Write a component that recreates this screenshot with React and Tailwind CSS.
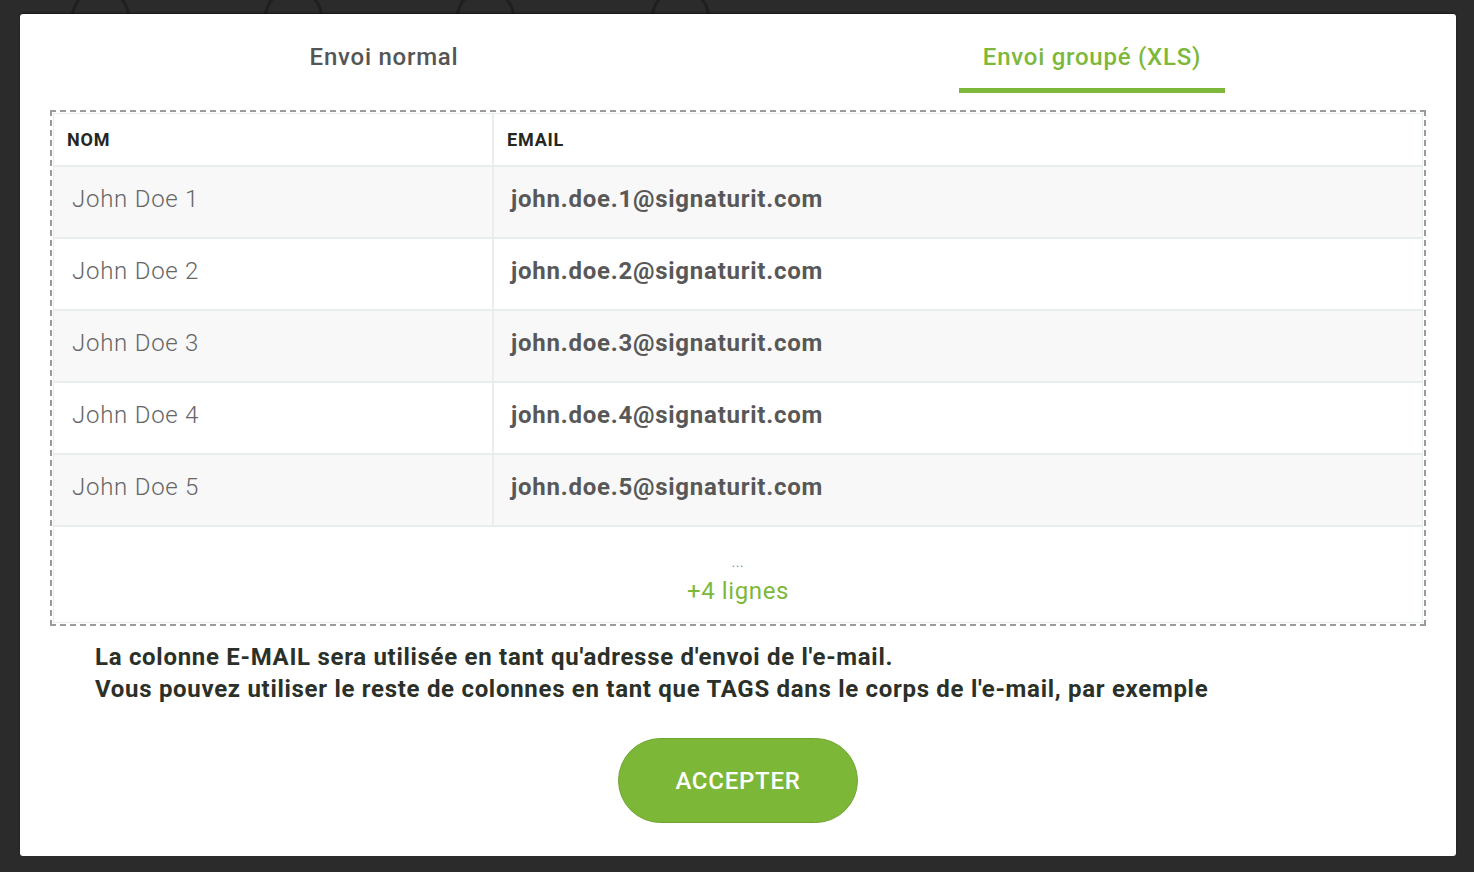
import React from "react";

const ROWS = [1, 2, 3, 4, 5];

const BG_CIRCLES = ["left-[71px]", "left-[264px]", "left-[456px]", "left-[651px]"];

export default function App() {
  return (
    <div className="relative w-full h-[872px] bg-[#2b2b2b] overflow-hidden font-['Roboto',sans-serif] pt-[14px] pl-[20px]">
      {/* stepper behind the overlay */}
      {BG_CIRCLES.map((pos) => (
        <div
          key={pos}
          className={`absolute top-[-12px] ${pos} w-[59px] h-[59px] rounded-full border-[3px] border-[#1f1f1f]`}
        />
      ))}

      {/* Modal */}
      <div className="relative w-[1436px] h-[842px] bg-white rounded-[3px] shadow-[0_-1px_2px_rgba(0,0,0,0.5)] flex flex-col pt-[29px] pb-[33px] tracking-[0.75px]">
        {/* Tabs */}
        <div className="flex px-[10px]">
          <div className="flex-1 flex justify-center">
            <button className="px-6 pb-[17px] border-b-[5px] border-transparent text-[24px] leading-[28px] font-medium text-[#555] tracking-[0.75px]">
              Envoi normal
            </button>
          </div>
          <div className="flex-1 flex justify-center">
            <button className="px-6 pb-[17px] border-b-[5px] border-[#7db83a] text-[24px] leading-[28px] font-medium text-[#7db83a] tracking-[0.75px]">
              Envoi groupé (XLS)
            </button>
          </div>
        </div>

        {/* Preview table */}
        <div className="mx-[30px] mt-[17px] border-2 border-dashed border-[#9b9b9b] p-px">
          <div className="border border-[#e8efea]">
            <div className="flex h-[51px] items-center text-[18px] font-bold text-[#232823] tracking-[0.8px]">
              <div className="w-[440px] h-full flex items-center px-[13px] border-r-2 border-[#e8efea]">NOM</div>
              <div className="flex-1 px-[13px]">EMAIL</div>
            </div>
            {ROWS.map((n) => (
              <div
                key={n}
                className={`flex h-[72px] border-t-2 border-[#e8efea] text-[24px] leading-[28px] ${n % 2 === 1 ? "bg-[#f8f8f8]" : "bg-white"}`}
              >
                <div className="w-[440px] flex items-center pb-[6px] px-[18px] border-r-2 border-[#e8efea] font-light text-[#666]">
                  John Doe {n}
                </div>
                <div className="flex-1 flex items-center pb-[6px] px-[17px] font-bold text-[#585858]">
                  john.doe.{n}@signaturit.com
                </div>
              </div>
            ))}
            <div className="h-[97px] border-t-2 border-[#e8efea] flex flex-col items-center justify-center pt-[12px]">
              <span className="text-[13px] leading-[14px] text-[#888]">...</span>
              <span className="mt-[6px] text-[24px] leading-[30px] text-[#7db83a] tracking-[0.6px]">+4 lignes</span>
            </div>
          </div>
        </div>

        {/* Notes */}
        <div className="mt-[15px] px-[75px] text-[24px] leading-[32px] font-bold text-[#2b3129] tracking-[0.7px]">
          <p>La colonne E-MAIL sera utilisée en tant qu'adresse d'envoi de l'e-mail.</p>
          <p>Vous pouvez utiliser le reste de colonnes en tant que TAGS dans le corps de l'e-mail, par exemple</p>
        </div>

        <div className="mt-auto flex justify-center">
          <button className="w-[240px] h-[85px] rounded-full bg-[#7cb737] border border-[#6fa431] text-white text-[24px] font-medium tracking-[0.75px]">
            ACCEPTER
          </button>
        </div>
      </div>
    </div>
  );
}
________________________
* _Do this_
Repeat the listing above exactly, with no pictures.

* _Task response_
Write a component that recreates this screenshot with React and Tailwind CSS.
import React from "react";

const ROWS = [1, 2, 3, 4, 5];

const BG_CIRCLES = ["left-[71px]", "left-[264px]", "left-[456px]", "left-[651px]"];

export default function App() {
  return (
    <div className="relative w-full h-[872px] bg-[#2b2b2b] overflow-hidden font-['Roboto',sans-serif] pt-[14px] pl-[20px]">
      {/* stepper behind the overlay */}
      {BG_CIRCLES.map((pos) => (
        <div
          key={pos}
          className={`absolute top-[-12px] ${pos} w-[59px] h-[59px] rounded-full border-[3px] border-[#1f1f1f]`}
        />
      ))}

      {/* Modal */}
      <div className="relative w-[1436px] h-[842px] bg-white rounded-[3px] shadow-[0_-1px_2px_rgba(0,0,0,0.5)] flex flex-col pt-[29px] pb-[33px] tracking-[0.75px]">
        {/* Tabs */}
        <div className="flex px-[10px]">
          <div className="flex-1 flex justify-center">
            <button className="px-6 pb-[17px] border-b-[5px] border-transparent text-[24px] leading-[28px] font-medium text-[#555] tracking-[0.75px]">
              Envoi normal
            </button>
          </div>
          <div className="flex-1 flex justify-center">
            <button className="px-6 pb-[17px] border-b-[5px] border-[#7db83a] text-[24px] leading-[28px] font-medium text-[#7db83a] tracking-[0.75px]">
              Envoi groupé (XLS)
            </button>
          </div>
        </div>

        {/* Preview table */}
        <div className="mx-[30px] mt-[17px] border-2 border-dashed border-[#9b9b9b] p-px">
          <div className="border border-[#e8efea]">
            <div className="flex h-[51px] items-center text-[18px] font-bold text-[#232823] tracking-[0.8px]">
              <div className="w-[440px] h-full flex items-center px-[13px] border-r-2 border-[#e8efea]">NOM</div>
              <div className="flex-1 px-[13px]">EMAIL</div>
            </div>
            {ROWS.map((n) => (
              <div
                key={n}
                className={`flex h-[72px] border-t-2 border-[#e8efea] text-[24px] leading-[28px] ${n % 2 === 1 ? "bg-[#f8f8f8]" : "bg-white"}`}
              >
                <div className="w-[440px] flex items-center pb-[6px] px-[18px] border-r-2 border-[#e8efea] font-light text-[#666]">
                  John Doe {n}
                </div>
                <div className="flex-1 flex items-center pb-[6px] px-[17px] font-bold text-[#585858]">
                  john.doe.{n}@signaturit.com
                </div>
              </div>
            ))}
            <div className="h-[97px] border-t-2 border-[#e8efea] flex flex-col items-center justify-center pt-[12px]">
              <span className="text-[13px] leading-[14px] text-[#888]">...</span>
              <span className="mt-[6px] text-[24px] leading-[30px] text-[#7db83a] tracking-[0.6px]">+4 lignes</span>
            </div>
          </div>
        </div>

        {/* Notes */}
        <div className="mt-[15px] px-[75px] text-[24px] leading-[32px] font-bold text-[#2b3129] tracking-[0.7px]">
          <p>La colonne E-MAIL sera utilisée en tant qu'adresse d'envoi de l'e-mail.</p>
          <p>Vous pouvez utiliser le reste de colonnes en tant que TAGS dans le corps de l'e-mail, par exemple</p>
        </div>

        <div className="mt-auto flex justify-center">
          <button className="w-[240px] h-[85px] rounded-full bg-[#7cb737] border border-[#6fa431] text-white text-[24px] font-medium tracking-[0.75px]">
            ACCEPTER
          </button>
        </div>
      </div>
    </div>
  );
}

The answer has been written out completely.